### Directions for this task
Copy the data precisely, character for character, and leave out every picture.
>>>
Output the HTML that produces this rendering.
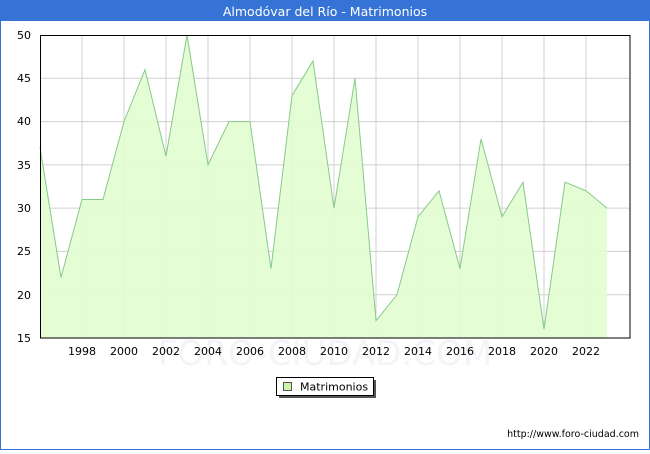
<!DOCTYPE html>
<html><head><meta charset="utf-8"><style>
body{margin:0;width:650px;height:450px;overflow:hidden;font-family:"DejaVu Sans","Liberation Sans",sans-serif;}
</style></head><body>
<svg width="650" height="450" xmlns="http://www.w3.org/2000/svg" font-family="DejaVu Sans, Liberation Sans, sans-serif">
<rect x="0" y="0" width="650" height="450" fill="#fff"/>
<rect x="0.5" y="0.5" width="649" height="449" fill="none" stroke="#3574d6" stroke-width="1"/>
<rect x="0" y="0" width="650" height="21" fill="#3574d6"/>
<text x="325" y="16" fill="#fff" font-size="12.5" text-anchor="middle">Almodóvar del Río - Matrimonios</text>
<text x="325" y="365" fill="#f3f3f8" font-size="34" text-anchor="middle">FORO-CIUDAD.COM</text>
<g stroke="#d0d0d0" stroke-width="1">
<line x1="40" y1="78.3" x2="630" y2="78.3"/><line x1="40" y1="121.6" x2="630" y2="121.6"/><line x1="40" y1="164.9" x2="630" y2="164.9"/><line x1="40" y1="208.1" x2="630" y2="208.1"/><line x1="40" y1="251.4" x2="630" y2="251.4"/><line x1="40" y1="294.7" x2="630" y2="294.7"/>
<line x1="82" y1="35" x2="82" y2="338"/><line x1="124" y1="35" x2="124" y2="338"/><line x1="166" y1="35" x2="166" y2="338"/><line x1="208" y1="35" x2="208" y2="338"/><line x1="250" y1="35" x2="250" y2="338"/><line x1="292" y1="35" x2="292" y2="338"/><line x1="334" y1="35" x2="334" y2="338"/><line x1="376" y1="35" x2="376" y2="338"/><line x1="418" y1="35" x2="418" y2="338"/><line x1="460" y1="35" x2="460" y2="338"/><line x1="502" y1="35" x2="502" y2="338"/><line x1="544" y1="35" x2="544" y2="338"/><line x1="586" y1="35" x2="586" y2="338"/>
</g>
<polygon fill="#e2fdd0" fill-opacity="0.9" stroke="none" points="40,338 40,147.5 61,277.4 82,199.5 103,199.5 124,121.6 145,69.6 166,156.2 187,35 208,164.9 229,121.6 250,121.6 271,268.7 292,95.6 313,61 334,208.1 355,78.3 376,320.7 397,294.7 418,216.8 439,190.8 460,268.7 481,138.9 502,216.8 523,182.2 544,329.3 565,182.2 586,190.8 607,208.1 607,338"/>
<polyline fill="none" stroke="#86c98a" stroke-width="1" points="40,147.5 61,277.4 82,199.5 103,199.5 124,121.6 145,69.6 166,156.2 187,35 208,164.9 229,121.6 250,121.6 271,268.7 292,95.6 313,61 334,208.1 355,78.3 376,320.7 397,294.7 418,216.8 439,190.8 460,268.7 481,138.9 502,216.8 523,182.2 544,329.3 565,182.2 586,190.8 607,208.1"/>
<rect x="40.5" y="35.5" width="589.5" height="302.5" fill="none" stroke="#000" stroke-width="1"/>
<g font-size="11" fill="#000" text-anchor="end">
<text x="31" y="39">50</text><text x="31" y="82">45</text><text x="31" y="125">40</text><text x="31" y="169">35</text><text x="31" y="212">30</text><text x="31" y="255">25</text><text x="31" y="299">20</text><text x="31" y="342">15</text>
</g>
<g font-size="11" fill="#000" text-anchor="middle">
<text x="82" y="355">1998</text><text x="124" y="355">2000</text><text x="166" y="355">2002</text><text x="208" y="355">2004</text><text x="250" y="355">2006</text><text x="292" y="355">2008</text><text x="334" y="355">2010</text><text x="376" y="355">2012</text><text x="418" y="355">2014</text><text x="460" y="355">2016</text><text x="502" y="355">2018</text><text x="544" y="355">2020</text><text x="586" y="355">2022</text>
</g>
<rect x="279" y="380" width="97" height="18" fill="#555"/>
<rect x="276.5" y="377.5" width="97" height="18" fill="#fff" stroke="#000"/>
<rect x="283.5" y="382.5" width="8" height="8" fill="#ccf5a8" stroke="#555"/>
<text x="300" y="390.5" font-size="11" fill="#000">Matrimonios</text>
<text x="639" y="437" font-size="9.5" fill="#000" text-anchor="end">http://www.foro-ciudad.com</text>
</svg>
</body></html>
<<<
### Full output
Output the HTML that produces this rendering.
<!DOCTYPE html>
<html><head><meta charset="utf-8"><style>
body{margin:0;width:650px;height:450px;overflow:hidden;font-family:"DejaVu Sans","Liberation Sans",sans-serif;}
</style></head><body>
<svg width="650" height="450" xmlns="http://www.w3.org/2000/svg" font-family="DejaVu Sans, Liberation Sans, sans-serif">
<rect x="0" y="0" width="650" height="450" fill="#fff"/>
<rect x="0.5" y="0.5" width="649" height="449" fill="none" stroke="#3574d6" stroke-width="1"/>
<rect x="0" y="0" width="650" height="21" fill="#3574d6"/>
<text x="325" y="16" fill="#fff" font-size="12.5" text-anchor="middle">Almodóvar del Río - Matrimonios</text>
<text x="325" y="365" fill="#f3f3f8" font-size="34" text-anchor="middle">FORO-CIUDAD.COM</text>
<g stroke="#d0d0d0" stroke-width="1">
<line x1="40" y1="78.3" x2="630" y2="78.3"/><line x1="40" y1="121.6" x2="630" y2="121.6"/><line x1="40" y1="164.9" x2="630" y2="164.9"/><line x1="40" y1="208.1" x2="630" y2="208.1"/><line x1="40" y1="251.4" x2="630" y2="251.4"/><line x1="40" y1="294.7" x2="630" y2="294.7"/>
<line x1="82" y1="35" x2="82" y2="338"/><line x1="124" y1="35" x2="124" y2="338"/><line x1="166" y1="35" x2="166" y2="338"/><line x1="208" y1="35" x2="208" y2="338"/><line x1="250" y1="35" x2="250" y2="338"/><line x1="292" y1="35" x2="292" y2="338"/><line x1="334" y1="35" x2="334" y2="338"/><line x1="376" y1="35" x2="376" y2="338"/><line x1="418" y1="35" x2="418" y2="338"/><line x1="460" y1="35" x2="460" y2="338"/><line x1="502" y1="35" x2="502" y2="338"/><line x1="544" y1="35" x2="544" y2="338"/><line x1="586" y1="35" x2="586" y2="338"/>
</g>
<polygon fill="#e2fdd0" fill-opacity="0.9" stroke="none" points="40,338 40,147.5 61,277.4 82,199.5 103,199.5 124,121.6 145,69.6 166,156.2 187,35 208,164.9 229,121.6 250,121.6 271,268.7 292,95.6 313,61 334,208.1 355,78.3 376,320.7 397,294.7 418,216.8 439,190.8 460,268.7 481,138.9 502,216.8 523,182.2 544,329.3 565,182.2 586,190.8 607,208.1 607,338"/>
<polyline fill="none" stroke="#86c98a" stroke-width="1" points="40,147.5 61,277.4 82,199.5 103,199.5 124,121.6 145,69.6 166,156.2 187,35 208,164.9 229,121.6 250,121.6 271,268.7 292,95.6 313,61 334,208.1 355,78.3 376,320.7 397,294.7 418,216.8 439,190.8 460,268.7 481,138.9 502,216.8 523,182.2 544,329.3 565,182.2 586,190.8 607,208.1"/>
<rect x="40.5" y="35.5" width="589.5" height="302.5" fill="none" stroke="#000" stroke-width="1"/>
<g font-size="11" fill="#000" text-anchor="end">
<text x="31" y="39">50</text><text x="31" y="82">45</text><text x="31" y="125">40</text><text x="31" y="169">35</text><text x="31" y="212">30</text><text x="31" y="255">25</text><text x="31" y="299">20</text><text x="31" y="342">15</text>
</g>
<g font-size="11" fill="#000" text-anchor="middle">
<text x="82" y="355">1998</text><text x="124" y="355">2000</text><text x="166" y="355">2002</text><text x="208" y="355">2004</text><text x="250" y="355">2006</text><text x="292" y="355">2008</text><text x="334" y="355">2010</text><text x="376" y="355">2012</text><text x="418" y="355">2014</text><text x="460" y="355">2016</text><text x="502" y="355">2018</text><text x="544" y="355">2020</text><text x="586" y="355">2022</text>
</g>
<rect x="279" y="380" width="97" height="18" fill="#555"/>
<rect x="276.5" y="377.5" width="97" height="18" fill="#fff" stroke="#000"/>
<rect x="283.5" y="382.5" width="8" height="8" fill="#ccf5a8" stroke="#555"/>
<text x="300" y="390.5" font-size="11" fill="#000">Matrimonios</text>
<text x="639" y="437" font-size="9.5" fill="#000" text-anchor="end">http://www.foro-ciudad.com</text>
</svg>
</body></html>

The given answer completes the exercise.